Jerry West, the iconic basketball player, gave a preview of his upcoming book at a Los Angeles Chamber of Commerce luncheon this week. The book West by West: My Charmed Tormented Life is due out next month.
Of course I knew of Jerry West, I grew up in LA after all. I just knew he was a great basketball player, was a coach -- but that was really about it. I was too young and not really into to basketball while he was a player. A few months ago I was standing below the escalators in a parking garage waiting for a friend to return after parking the car. We were going to a steakhouse upstairs in the shopping complex. While I was waiting there, Jerry West came around the corner and stopped to ask me where the steakhouse was. I was a bit tongue-tied at first, he is a legend after all, but managed to direct him as to where to go. When my friend arrived and we went up to the restaurant, Jerry was waiting for a table. Having realized I had blown it by not asking for an autograph for my son who is a diehard Lakers fan, I wasn't going to miss this chance. So I approached him and asked for an autograph on the only scrap of paper I had which was the back of my business card. He was very gracious about it and at the time, even though it was very brief, he seemed like a down to earth, very approachable guy. So when I saw that the LA Chamber was going to have him as the featured speaker at a lunch, I wanted to make a point to go.
The lunch drew a large group of Chamber members expecting to hear about the legend's days as a player and as a coach. What we heard was a much more poignant and courageous story about who he is and the experiences good and bad that shaped him as a person.
His life was not the fairytale that one might think. He grew up in West Virginia in a large family that was extremely poor. His father worked in the coal mines. Although he didn't go into detail in the talk, I am sure more will be in the book, his father was very abusive to him. He made a point to stress the fact that it seemed to be singled out to him primarily. He didn't understand why. As a result, Jerry spent as much time as he could outside playing and ultimately shooting baskets. These were not fancy courts, but dirt courts that belonged to neighbors. A turning point came in his life when his older brother was killed in Korea when Jerry was only 13. This devastated Jerry and he realized at that point he was going to stand up for himself against his father's abuse. He told his father that he would not be beaten by him again, he would kill him if he did.

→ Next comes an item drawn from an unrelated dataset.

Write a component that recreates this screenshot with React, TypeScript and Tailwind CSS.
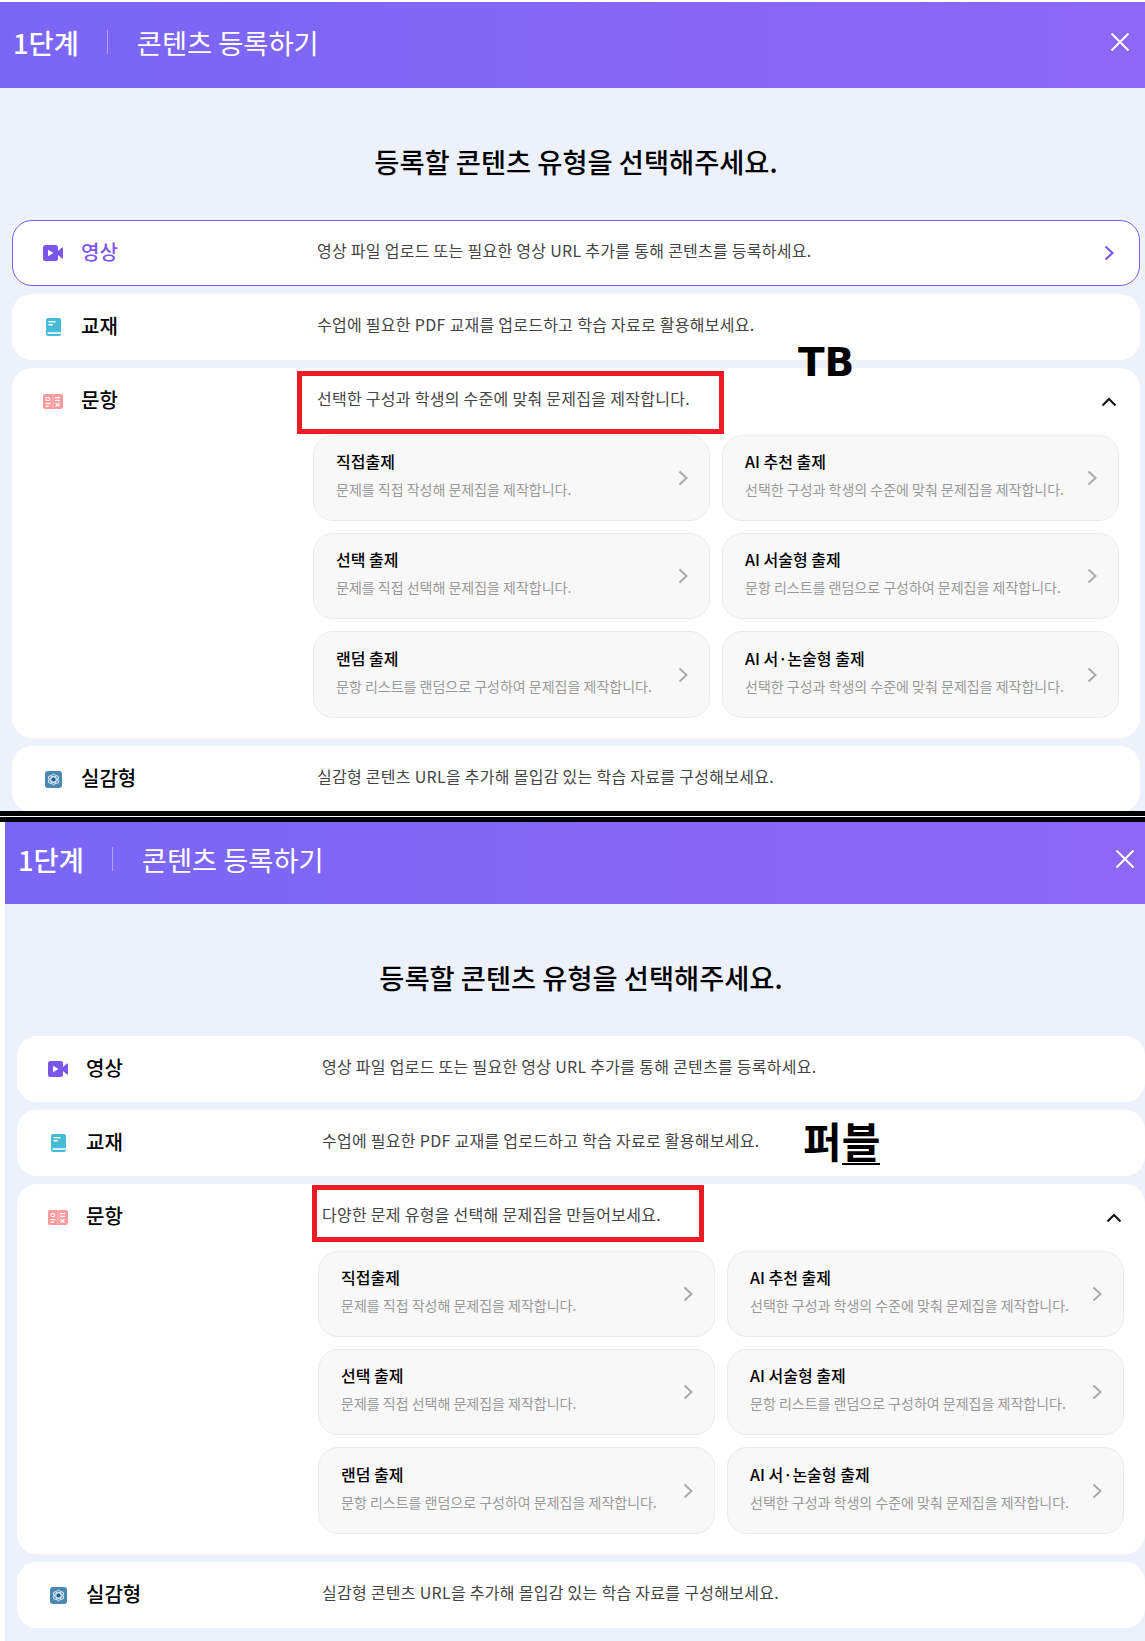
import type { ReactNode } from 'react'

const cards = [
  { title: '직접출제', desc: '문제를 직접 작성해 문제집을 제작합니다.' },
  { title: 'AI 추천 출제', desc: '선택한 구성과 학생의 수준에 맞춰 문제집을 제작합니다.' },
  { title: '선택 출제', desc: '문제를 직접 선택해 문제집을 제작합니다.' },
  { title: 'AI 서술형 출제', desc: '문항 리스트를 랜덤으로 구성하여 문제집을 제작합니다.' },
  { title: '랜덤 출제', desc: '문항 리스트를 랜덤으로 구성하여 문제집을 제작합니다.' },
  { title: 'AI 서·논술형 출제', desc: '선택한 구성과 학생의 수준에 맞춰 문제집을 제작합니다.' },
]

function VideoIcon() {
  return (
    <svg width="20" height="16" viewBox="0 0 20 16">
      <rect x="0" y="0" width="15" height="16" rx="2.5" fill="#7a55ee" />
      <path d="M15 6 L19 2.5 Q20 2 20 3.5 V12.5 Q20 14 19 13.5 L15 10 Z" fill="#7a55ee" />
      <path d="M5 4.8 L10.5 8 L5 11.2 Z" fill="#ffffff" />
    </svg>
  )
}

function BookIcon() {
  return (
    <svg width="15" height="18" viewBox="0 0 15 18">
      <rect x="0" y="0" width="15" height="18" rx="2" fill="#45bcd6" />
      <rect x="2.5" y="3" width="7" height="1.4" fill="#ffffff" />
      <rect x="2.5" y="6" width="4.5" height="1.4" fill="#ffffff" />
      <rect x="1.5" y="14" width="13.5" height="2" fill="#d5f0f6" />
    </svg>
  )
}

function QuizIcon() {
  return (
    <svg width="20" height="15" viewBox="0 0 20 15">
      <rect x="0" y="0" width="20" height="15" rx="2" fill="#ff9a9e" />
      <rect x="9.7" y="0" width="0.6" height="15" fill="#ffd9da" />
      <rect x="3" y="3.5" width="3.5" height="3" rx="0.5" fill="none" stroke="#ffffff" strokeWidth="1" />
      <rect x="12" y="3" width="5" height="1.2" fill="#ffffff" />
      <rect x="12" y="5.8" width="5" height="1.2" fill="#ffffff" />
      <rect x="2.5" y="9" width="5" height="1.2" fill="#ffffff" />
      <rect x="2.5" y="11.5" width="3.5" height="1.2" fill="#ffffff" />
      <path d="M12.5 9 L16.5 12.5 M16.5 9 L12.5 12.5" stroke="#ffffff" strokeWidth="1.3" />
    </svg>
  )
}

function ImmersiveIcon() {
  return (
    <svg width="17" height="17" viewBox="0 0 17 17">
      <rect x="0" y="0" width="17" height="17" rx="3" fill="#4a88b3" />
      <circle cx="8.5" cy="8.5" r="2.3" fill="#1f5f8c" />
      <g fill="none" stroke="#d6e8f3" strokeWidth="1">
        <ellipse cx="8.5" cy="8.5" rx="2.6" ry="5.6" />
        <ellipse cx="8.5" cy="8.5" rx="2.6" ry="5.6" transform="rotate(60 8.5 8.5)" />
        <ellipse cx="8.5" cy="8.5" rx="2.6" ry="5.6" transform="rotate(120 8.5 8.5)" />
      </g>
    </svg>
  )
}

function Chevron({ color, width = 2 }: { color: string; width?: number }) {
  return (
    <svg width="10" height="16" viewBox="0 0 10 16" className="shrink-0">
      <polyline points="1.5,1.5 8.5,8 1.5,14.5" fill="none" stroke={color} strokeWidth={width} />
    </svg>
  )
}

function Row({
  icon,
  label,
  desc,
  active,
  right,
  children,
}: {
  icon: ReactNode
  label: string
  desc: string
  active?: boolean
  right?: ReactNode
  children?: ReactNode
}) {
  return (
    <div className={`relative rounded-[20px] border bg-white ${active ? 'border-[#7c5cf0]' : 'border-transparent'}`}>
      <div className="flex h-[64px] items-center pl-[30px] pr-[25px]">
        <div className="flex w-[20px] justify-center">{icon}</div>
        <div className={`ml-[18px] w-[236px] pb-[3px] text-[20px] font-medium ${active ? 'text-[#7a55ee]' : 'text-black'}`}>{label}</div>
        <div className="flex-1 pb-[6px] text-[16px] tracking-[0.28px] text-[#444444]">{desc}</div>
        {right}
      </div>
      {children}
    </div>
  )
}

function Panel({ desc, active, headerClass, outerClass, mark }: { desc: string; active?: boolean; headerClass: string; outerClass: string; mark: ReactNode }) {
  return (
    <div className={`relative overflow-hidden bg-[#edf1fc] ${outerClass}`}>
      <div className="w-[1152px]">
        <div className={`flex items-center bg-gradient-to-r from-[#7a66f5] to-[#8d68f4] pl-[13px] text-white ${headerClass}`}>
          <span className="text-[27.3px] font-medium">1단계</span>
          <span className="ml-[28px] h-[24px] w-px bg-white/40" />
          <span className="ml-[29px] text-[27.3px]">콘텐츠 등록하기</span>
          <svg width="20" height="20" viewBox="0 0 20 20" className="ml-auto mr-[22px]">
            <path d="M1.5 1.5 L18.5 18.5 M18.5 1.5 L1.5 18.5" stroke="#ffffff" strokeWidth="2" fill="none" />
          </svg>
        </div>
        <h1 className="pt-[53px] pb-[39px] text-center text-[27.3px] leading-[40px] font-medium text-black">등록할 콘텐츠 유형을 선택해주세요.</h1>
        <div className="flex flex-col gap-2 px-3">
          <Row
            icon={<VideoIcon />}
            label="영상"
            desc="영상 파일 업로드 또는 필요한 영상 URL 추가를 통해 콘텐츠를 등록하세요."
            active={active}
            right={active ? <Chevron color="#7a55ee" width={2.2} /> : undefined}
          />
          <Row icon={<BookIcon />} label="교재" desc="수업에 필요한 PDF 교재를 업로드하고 학습 자료로 활용해보세요." />
          <Row icon={<QuizIcon />} label="문항" desc={desc} right={
            <svg width="16" height="10" viewBox="0 0 16 10" className="shrink-0 translate-x-[3px] translate-y-[1px]">
              <polyline points="1.5,8.5 8,2 14.5,8.5" fill="none" stroke="#111111" strokeWidth="2" />
            </svg>
          }>
            <div className="mt-[2px] mr-[20px] mb-[19px] ml-[300px] grid grid-cols-2 gap-3">
              {cards.map((c, i) => (
                <div
                  key={c.title}
                  className={`flex items-center justify-between rounded-[20px] border border-[#ebebeb] bg-[#f8f8f8] pr-[21px] pl-[22px] ${i > 3 ? 'h-[87px]' : 'h-[86px]'}`}
                >
                  <div className="pb-[8px]">
                    <div className="text-[16px] leading-[24px] font-medium text-black">{c.title}</div>
                    <div className="mt-[6px] text-[14px] leading-[20px] text-[#9a9a9a]">{c.desc}</div>
                  </div>
                  <Chevron color="#aaaaaa" />
                </div>
              ))}
            </div>
          </Row>
          <Row icon={<ImmersiveIcon />} label="실감형" desc="실감형 콘텐츠 URL을 추가해 몰입감 있는 학습 자료를 구성해보세요." />
        </div>
      </div>
      {mark}
    </div>
  )
}

export default function App() {
  return (
    <div className="relative h-[1641px] w-[1145px] overflow-hidden bg-white font-['Noto_Sans_CJK_KR',sans-serif]">
      <div className="h-[2px]" />
      <Panel
        active
        desc="선택한 구성과 학생의 수준에 맞춰 문제집을 제작합니다."
        headerClass="h-[86px] pb-[6px]"
        outerClass="h-[809px]"
        mark={
          <>
            <div className="absolute top-[369px] left-[297px] h-[63px] w-[427px] border-[5px] border-[#ed1c24]" />
            <div className="absolute top-[338px] left-[798px] font-['DejaVu_Sans',sans-serif] text-[39px] leading-[46px] font-bold text-black">TB</div>
          </>
        }
      />
      <div className="h-[5px] bg-black" />
      <div className="h-px bg-white" />
      <div className="h-[5px] bg-black" />
      <div className="ml-[5px]">
        <Panel
          desc="다양한 문제 유형을 선택해 문제집을 만들어보세요."
          headerClass="h-[82px] pb-[8px]"
          outerClass="h-[819px]"
          mark={
            <>
              <div className="absolute top-[363px] left-[307px] h-[57px] w-[392px] border-[5px] border-[#ed1c24]" />
              <div className="absolute top-[295px] left-[798px] text-[42px] leading-[46px] font-bold text-black">
                퍼<span className="inline-block border-b-2 border-black leading-[46px]">블</span>
              </div>
            </>
          }
        />
      </div>
    </div>
  )
}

There are some things he is very proud of in his life, the Olympic gold medal for one. There are many things he is not proud of as well. I got the sense that it is much easier for him to review his weaknesses and faults then it is to revel in the good things and his strengths.
We were all riveted to this man's opening up, letting the pain out. This is not someone who needs to talk about his pain in order to get some attention. In fact you saw that it was difficult for him to talk about it. You also saw that this was something he had to do for himself. This was a cathartic healing that needed to occur in order for him to make sense of his life and figure out who he is at his core.
His talk has run through my head all week. Having grown up in LA you run across a lot of celebrities (and people who think they are). You see folks that have a sense of entitlement because they achieved some notoriety of some kind. Many times this is not deserved, really because you are a chef or have a reality show of some kind does this entitle you to treat folks as if you are above them? So I am used to hearing the insincerity when these folks try to be humble. Jerry West made a point of saying that he really does not feel special and your really believe he feels this way. He treats everyone the same, from security guard to multi million dollar player. He believes in being respectful to people regardless of their status in life. What really struck me in this was that this man did not need to do the difficult work in healing himself that he has done in this book. He is an icon, an athlete that rose to heights of skill that few people have. It would be very easy to just ride on that -- playing golf tournaments, traveling, doing the odd charity event. But instead in his 70's when many men are trying to forget the past, he is diving into it to try, as I perceive it, to make him a better person for himself and those around him. This is nothing short of amazing courage.
I spoke with him briefly after the talk and told him how impressed I was and thanked him for his candidness. I told him how courageous it was to share his story. I asked him -- " So you really don't realize how special you are to do this do you?" "No, I really don't."
I will buy the book and learn much more about this man who until this week was just a great basketball player in my mind. I realized that he is a very unusual combination of great physical ability and a great human being as well. I hope that he will find happiness in his life, something he said has been difficult for him to do. Perhaps this book has lanced at least some of the wounds and will put him on the road to healing and hopefully happiness. I know he has touched my life in just the hour I spent hearing his story. I wish you happiness Jerry -- as so many of us do.